Museum in Magong, Penghu, Taiwan

The Ocean Resources Museum (海洋資源館 (海洋资源馆, Hǎiyáng Zīyuánguǎn)) is a museum in Magong City, Penghu County, Taiwan.

==History==
The construction of the Gallery A of the museum was completed in 1994 and was opened in the same year. It was done by Jyun-han Design and Construction. The construction of the Gallery B of the museum was completed in March 1997 and was opened on 12 April 1997. It was done by Penghu Enterprise Limited Company.

==Exhibitions==

===Gallery A===
This gallery represents Penghu's marine ecology and resources with selected themes, such as the history of Penghu's marine culture, the evolution of marine lives, an introduction to Penghu's coral resources, the geology and topology of Penghu and the representation of Penghu's tidal flat.
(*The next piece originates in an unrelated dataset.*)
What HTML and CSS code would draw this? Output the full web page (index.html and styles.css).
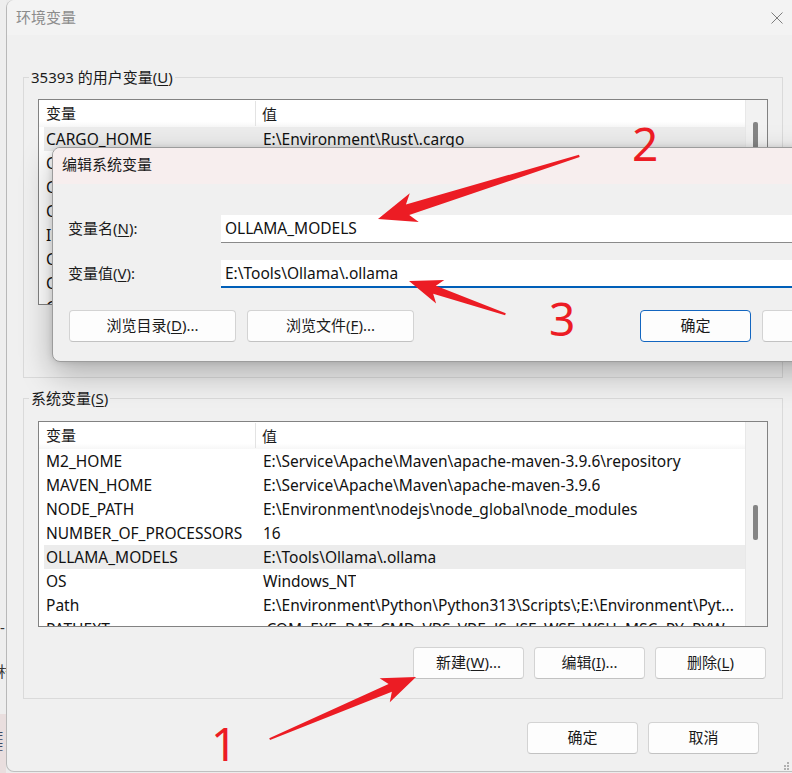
FILE: index.html
```html
<!DOCTYPE html>
<html lang="zh-CN">
<head>
<meta charset="utf-8">
<title>环境变量</title>
<link rel="stylesheet" href="styles.css">
</head>
<body>
<div class="side">
  <span class="side-dash">-</span>
  <span class="side-char">村</span>
  <div class="side-pink"><span>E</span><span>E</span></div>
</div>
<div class="window">
  <div class="titlebar">
    <span class="title">环境变量</span>
    <svg class="close" width="12" height="12" viewBox="0 0 12 12"><path d="M0.5 0.5L11.5 11.5M11.5 0.5L0.5 11.5" stroke="#7d7d7d" stroke-width="1"/></svg>
  </div>
  <div class="content">
    <fieldset class="group">
      <legend>35393 的用户变量(<u>U</u>)</legend>
      <div class="list">
        <div class="table">
          <div class="thead"><div class="c1">变量</div><div class="c2">值</div></div>
          <div class="row sel"><div class="c1">CARGO_HOME</div><div class="c2">E:\Environment\Rust\.cargo</div></div>
          <div class="row"><div class="c1">ChocolateyInstall</div><div class="c2">C:\ProgramData\chocolatey</div></div>
          <div class="row"><div class="c1">CLion</div><div class="c2">E:\Program\CLion\bin;</div></div>
          <div class="row"><div class="c1">CUDA_PATH</div><div class="c2">E:\Environment\CUDA</div></div>
          <div class="row"><div class="c1">IntelliJ IDEA</div><div class="c2">E:\Program\IntelliJ IDEA\bin;</div></div>
          <div class="row"><div class="c1">CONDA_HOME</div><div class="c2">E:\Environment\Anaconda</div></div>
          <div class="row"><div class="c1">CUDNN_PATH</div><div class="c2">E:\Environment\CUDNN</div></div>
          <div class="row"><div class="c1">GOPATH</div><div class="c2">E:\Environment\Go</div></div>
        </div>
        <div class="scroll"><div class="thumb thumb-user"></div></div>
      </div>
      <div class="btns">
        <button class="btn">新建(<u>N</u>)...</button>
        <button class="btn">编辑(<u>E</u>)...</button>
        <button class="btn">删除(<u>D</u>)</button>
      </div>
    </fieldset>
    <fieldset class="group sys">
      <legend>系统变量(<u>S</u>)</legend>
      <div class="list">
        <div class="table">
          <div class="thead"><div class="c1">变量</div><div class="c2">值</div></div>
          <div class="row"><div class="c1">M2_HOME</div><div class="c2">E:\Service\Apache\Maven\apache-maven-3.9.6\repository</div></div>
          <div class="row"><div class="c1">MAVEN_HOME</div><div class="c2">E:\Service\Apache\Maven\apache-maven-3.9.6</div></div>
          <div class="row"><div class="c1">NODE_PATH</div><div class="c2">E:\Environment\nodejs\node_global\node_modules</div></div>
          <div class="row"><div class="c1">NUMBER_OF_PROCESSORS</div><div class="c2">16</div></div>
          <div class="row sel"><div class="c1">OLLAMA_MODELS</div><div class="c2">E:\Tools\Ollama\.ollama</div></div>
          <div class="row"><div class="c1">OS</div><div class="c2">Windows_NT</div></div>
          <div class="row"><div class="c1">Path</div><div class="c2">E:\Environment\Python\Python313\Scripts\;E:\Environment\Pyt...</div></div>
          <div class="row"><div class="c1">PATHEXT</div><div class="c2">.COM;.EXE;.BAT;.CMD;.VBS;.VBE;.JS;.JSE;.WSF;.WSH;.MSC;.PY;.PYW</div></div>
        </div>
        <div class="scroll"><div class="thumb thumb-sys"></div></div>
      </div>
      <div class="btns">
        <button class="btn">新建(<u>W</u>)...</button>
        <button class="btn">编辑(<u>I</u>)...</button>
        <button class="btn">删除(<u>L</u>)</button>
      </div>
    </fieldset>
    <div class="footer">
      <button class="btn">确定</button>
      <button class="btn">取消</button>
    </div>
  </div>
  <svg class="grip" width="7" height="8" viewBox="0 0 7 8"><rect x="4" y="0" width="2" height="2" fill="#b0b0b0"/><rect x="1" y="3" width="2" height="2" fill="#b0b0b0"/><rect x="4" y="3" width="2" height="2" fill="#b0b0b0"/><rect x="1" y="6" width="2" height="2" fill="#b0b0b0"/><rect x="4" y="6" width="2" height="2" fill="#b0b0b0"/></svg>
</div>

<div class="dialog">
  <div class="dlg-title">编辑系统变量</div>
  <div class="dlg-body">
    <div class="field">
      <label>变量名(<u>N</u>):</label>
      <div class="input">OLLAMA_MODELS</div>
    </div>
    <div class="field">
      <label>变量值(<u>V</u>):</label>
      <div class="input focus">E:\Tools\Ollama\.ollama</div>
    </div>
    <div class="dlg-btns">
      <button class="btn wide">浏览目录(<u>D</u>)...</button>
      <button class="btn wide">浏览文件(<u>F</u>)...</button>
      <span class="spacer"></span>
      <button class="btn primary">确定</button>
      <button class="btn">取消</button>
    </div>
  </div>
</div>

<svg class="marks" width="792" height="773" viewBox="0 0 792 773">
  <polygon transform="translate(378 219) rotate(162.6)" points="-211,-1.2 -31,-5.5 -38,-15 0,0 -38,15 -31,5.5 -211,1.2" fill="#ec1c24"/>
  <polygon transform="translate(409 281) rotate(-161)" points="-102,-1 -27,-4.2 -33,-12.5 0,0 -33,12.5 -27,4.2 -102,1" fill="#ec1c24"/>
  <polygon transform="translate(416 677) rotate(-23)" points="-159,-1 -28,-4.2 -34,-13 0,0 -34,13 -28,4.2 -159,1" fill="#ec1c24"/>
</svg>
<span class="num n2">2</span>
<span class="num n3">3</span>
<span class="num n1">1</span>
</body>
</html>
```
FILE: styles.css
```css
* { box-sizing: border-box; }
html, body { margin: 0; padding: 0; }
body {
  width: 792px;
  height: 773px;
  overflow: hidden;
  position: relative;
  display: flex;
  background: #ececec;
  font-family: "Noto Sans", "Noto Sans CJK SC", sans-serif;
  font-size: 15px;
  color: #1b1b1b;
}
u { text-decoration-thickness: 1px; text-underline-offset: 2px; }

/* left sliver of the window behind */
.side {
  width: 6px;
  flex: none;
  display: flex;
  flex-direction: column;
  overflow: hidden;
  background: #eeeeee;
  font-size: 15px;
  color: #333;
  line-height: 1;
}
.side-dash { margin-top: 620px; height: 14px; }
.side-char { margin-top: 30px; margin-left: -2px; height: 30px; }
.side-pink {
  margin-top: 20px;
  flex: 1;
  background: #e9dede;
  display: flex;
  flex-direction: column;
  padding-top: 16px;
  font-size: 11px;
  color: #3c4a66;
  margin-left: -3px;
}

.window {
  flex: none;
  width: 786px;
  height: 772px;
  position: relative;
  background: #f0f0f0;
  border-left: 1px solid #b8b8b8;
  border-bottom: 1px solid #c0c0c0;
  border-radius: 8px 0 0 8px;
}
.titlebar {
  height: 35px;
  display: flex;
  align-items: center;
  padding: 0 9px 2px;
  background: #f3f3f3;
  border-top-left-radius: 8px;
}
.title { color: #8c8c8c; font-size: 15px; }
.close { margin-left: auto; margin-top: 2px; }

.content { padding: 32px 0 0 16px; }
.group {
  width: 760px;
  margin: 0;
  border: 1px solid #dadada;
  padding: 12px 14px 20px;
  min-width: 0;
}
.group.sys { margin-top: 10px; padding-top: 13px; padding-bottom: 19px; }
legend {
  padding: 0 2px;
  margin-left: -9px;
  line-height: 20px;
  font-size: 15px;
}

.list {
  height: 206px;
  display: flex;
  background: #fff;
  border: 1px solid #828282;
}
.table { flex: 1; overflow: hidden; min-width: 0; }
.thead {
  height: 27px;
  display: flex;
  align-items: center;
  background: linear-gradient(#fff 80%, #f7f7f7);
}
.thead .c1 {
  width: 217px;
  flex: none;
  height: 25px;
  line-height: 25px;
  padding-left: 7px;
  border-right: 1px solid #e3e3e3;
}
.thead .c2 { padding-left: 6px; }
.row {
  height: 24px;
  line-height: 24px;
  display: flex;
  margin-left: 5px;
  white-space: nowrap;
  font-size: 15.5px;
  color: #111;
}
.row .c1 { width: 212px; flex: none; padding-left: 2px; overflow: hidden; }
.row .c2 { padding-left: 7px; overflow: hidden; }
.row.sel { background: #ececec; }
.scroll {
  width: 22px;
  flex: none;
  background: #f2f2f2;
  border-left: 1px solid #e8e8e8;
  padding-left: 7px;
}
.thumb { width: 5px; background: #858585; border-radius: 2px; }
.thumb-user { margin-top: 22px; height: 60px; }
.thumb-sys { margin-top: 83px; height: 35px; }

.btns {
  display: flex;
  justify-content: flex-end;
  gap: 10px;
  margin-top: 20px;
  padding-right: 2px;
}
.btn {
  width: 111px;
  height: 32px;
  flex: none;
  padding: 0 0 3px;
  display: flex;
  align-items: center;
  justify-content: center;
  background: #fdfdfd;
  border: 1px solid #d3d3d3;
  border-bottom-color: #c2c2c2;
  border-radius: 4px;
  font-family: inherit;
  font-size: 15px;
  color: #1b1b1b;
}
.footer {
  display: flex;
  justify-content: flex-end;
  gap: 10px;
  margin-top: 23px;
  padding-right: 33px;
}
.grip { position: absolute; right: 2px; bottom: 1px; }

/* overlaying edit dialog */
.dialog {
  position: absolute;
  left: 52px;
  top: 147px;
  width: 852px;
  height: 215px;
  background: #f0f0f0;
  border: 1px solid #9c9c9c;
  border-radius: 8px;
  box-shadow: 0 12px 32px rgba(0,0,0,0.28), 0 0 6px rgba(0,0,0,0.12);
  overflow: hidden;
}
.dlg-title {
  height: 36px;
  line-height: 33px;
  padding-left: 9px;
  background: #f7eeee;
  font-size: 15px;
}
.dlg-body { padding: 31px 30px 0 15px; }
.field {
  display: grid;
  grid-template-columns: 153px 1fr;
  align-items: center;
  height: 28px;
}
.field + .field { margin-top: 17px; }
.field label { font-size: 15px; line-height: 20px; padding-bottom: 2px; }
.input {
  height: 28px;
  background: #fff;
  border-bottom: 1px solid #8a8a8a;
  padding-left: 4px;
  line-height: 26px;
  font-size: 15.5px;
  color: #111;
}
.input.focus { border-bottom: 2px solid #005fb8; line-height: 26px; }
.dlg-btns {
  display: flex;
  gap: 11px;
  margin-top: 22px;
  padding-left: 1px;
}
.btn.wide { width: 167px; }
.spacer { flex: 1; }
.btn.primary { border: 1px solid #1366c0; }

/* annotations */
.marks { position: absolute; left: 0; top: 0; pointer-events: none; }
.num {
  position: absolute;
  font-family: "Noto Sans", sans-serif;
  font-size: 46px;
  line-height: 1;
  color: #ec1c24;
}
.n2 { left: 632px; top: 120px; }
.n3 { left: 549px; top: 295px; }
.n1 { left: 211px; top: 720px; }
```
There are also a learning area and an auditorium room.

===Gallery B===
This gallery represents the development of local fisheries with several featured themes, including traditional fishing outfits, life in a fishing village, the development of fishing vessels, types of Penghu's fisheries, the distribution and harvest methods of the economic aquatic products in the waters around Penghu, and what it is like under the sea.